» **Raw data**:
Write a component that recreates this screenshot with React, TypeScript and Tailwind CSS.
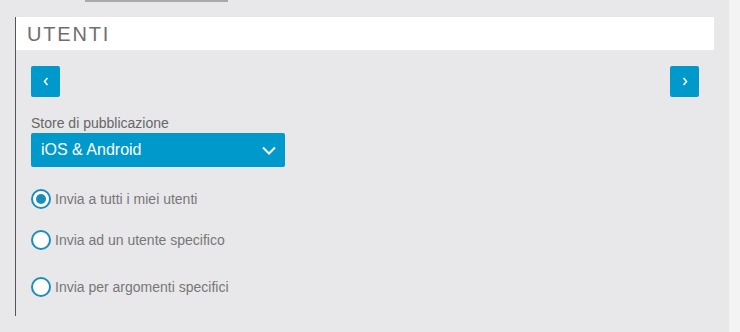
const Radio = ({ checked, label, className }: { checked?: boolean; label: string; className?: string }) => (
  <label className={`flex items-center ${className ?? ''}`}>
    <span className="flex h-[20px] w-[20px] items-center justify-center rounded-full border-[2.5px] border-[#1a8db8] bg-white">
      {checked && <span className="h-[10px] w-[10px] rounded-full bg-[#1a8db8]" />}
    </span>
    <span className="ml-[4px] text-[14px] leading-[16px] text-[#777]">{label}</span>
  </label>
)

const NavButton = ({ dir }: { dir: 'left' | 'right' }) => (
  <button className="flex h-[31px] w-[29px] items-center justify-center rounded-[2px] bg-[#0099cc]">
    <svg width="6" height="9" viewBox="0 0 6 9" fill="none">
      <polyline
        points={dir === 'left' ? '4.5,1 1.5,4.5 4.5,8' : '1.5,1 4.5,4.5 1.5,8'}
        stroke="white"
        strokeWidth="1.6"
      />
    </svg>
  </button>
)

export default function App() {
  return (
    <div className="flex h-[332px] w-[740px] bg-[#e8e8ea] font-['Liberation_Sans',Arial,sans-serif]">
      <div className="w-[729px]">
        <div className="ml-[85px] h-[2px] w-[143px] bg-[#a9a9a9]" />

        <div className="ml-[15px] mt-[15px] w-[699px] border-l border-[#555]">
          <div className="flex h-[33px] items-center bg-white pl-[11px]">
            <h2 className="text-[20px] leading-none tracking-[1.8px] text-[#6e6e6e]">UTENTI</h2>
          </div>

          <div className="px-[15px] pb-[19px]">
            <div className="mt-[16px] flex justify-between">
              <NavButton dir="left" />
              <NavButton dir="right" />
            </div>

            <div className="mt-[18px] text-[14px] leading-[16px] text-[#666]">Store di pubblicazione</div>

            <div className="mt-[2px] flex h-[34px] w-[254px] items-center justify-between rounded-[2px] bg-[#0099cc] pl-[10px] pr-[9px]">
              <span className="text-[16px] text-white">iOS &amp; Android</span>
              <svg width="14" height="9" viewBox="0 0 14 9" fill="none">
                <polyline points="1,1.5 7,7.5 13,1.5" stroke="white" strokeWidth="2" />
              </svg>
            </div>

            <Radio checked label="Invia a tutti i miei utenti" className="mt-[22px]" />
            <Radio label="Invia ad un utente specifico" className="mt-[21px]" />
            <Radio label="Invia per argomenti specifici" className="mt-[27px]" />
          </div>
        </div>
      </div>
      <div className="flex-1 bg-[#f3f3f3]" />
    </div>
  )
}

» **Directions for this task**: Retype the data above exactly; pictures are not part of the copy.

» **Response to this exercise**:
Write a component that recreates this screenshot with React, TypeScript and Tailwind CSS.
const Radio = ({ checked, label, className }: { checked?: boolean; label: string; className?: string }) => (
  <label className={`flex items-center ${className ?? ''}`}>
    <span className="flex h-[20px] w-[20px] items-center justify-center rounded-full border-[2.5px] border-[#1a8db8] bg-white">
      {checked && <span className="h-[10px] w-[10px] rounded-full bg-[#1a8db8]" />}
    </span>
    <span className="ml-[4px] text-[14px] leading-[16px] text-[#777]">{label}</span>
  </label>
)

const NavButton = ({ dir }: { dir: 'left' | 'right' }) => (
  <button className="flex h-[31px] w-[29px] items-center justify-center rounded-[2px] bg-[#0099cc]">
    <svg width="6" height="9" viewBox="0 0 6 9" fill="none">
      <polyline
        points={dir === 'left' ? '4.5,1 1.5,4.5 4.5,8' : '1.5,1 4.5,4.5 1.5,8'}
        stroke="white"
        strokeWidth="1.6"
      />
    </svg>
  </button>
)

export default function App() {
  return (
    <div className="flex h-[332px] w-[740px] bg-[#e8e8ea] font-['Liberation_Sans',Arial,sans-serif]">
      <div className="w-[729px]">
        <div className="ml-[85px] h-[2px] w-[143px] bg-[#a9a9a9]" />

        <div className="ml-[15px] mt-[15px] w-[699px] border-l border-[#555]">
          <div className="flex h-[33px] items-center bg-white pl-[11px]">
            <h2 className="text-[20px] leading-none tracking-[1.8px] text-[#6e6e6e]">UTENTI</h2>
          </div>

          <div className="px-[15px] pb-[19px]">
            <div className="mt-[16px] flex justify-between">
              <NavButton dir="left" />
              <NavButton dir="right" />
            </div>

            <div className="mt-[18px] text-[14px] leading-[16px] text-[#666]">Store di pubblicazione</div>

            <div className="mt-[2px] flex h-[34px] w-[254px] items-center justify-between rounded-[2px] bg-[#0099cc] pl-[10px] pr-[9px]">
              <span className="text-[16px] text-white">iOS &amp; Android</span>
              <svg width="14" height="9" viewBox="0 0 14 9" fill="none">
                <polyline points="1,1.5 7,7.5 13,1.5" stroke="white" strokeWidth="2" />
              </svg>
            </div>

            <Radio checked label="Invia a tutti i miei utenti" className="mt-[22px]" />
            <Radio label="Invia ad un utente specifico" className="mt-[21px]" />
            <Radio label="Invia per argomenti specifici" className="mt-[27px]" />
          </div>
        </div>
      </div>
      <div className="flex-1 bg-[#f3f3f3]" />
    </div>
  )
}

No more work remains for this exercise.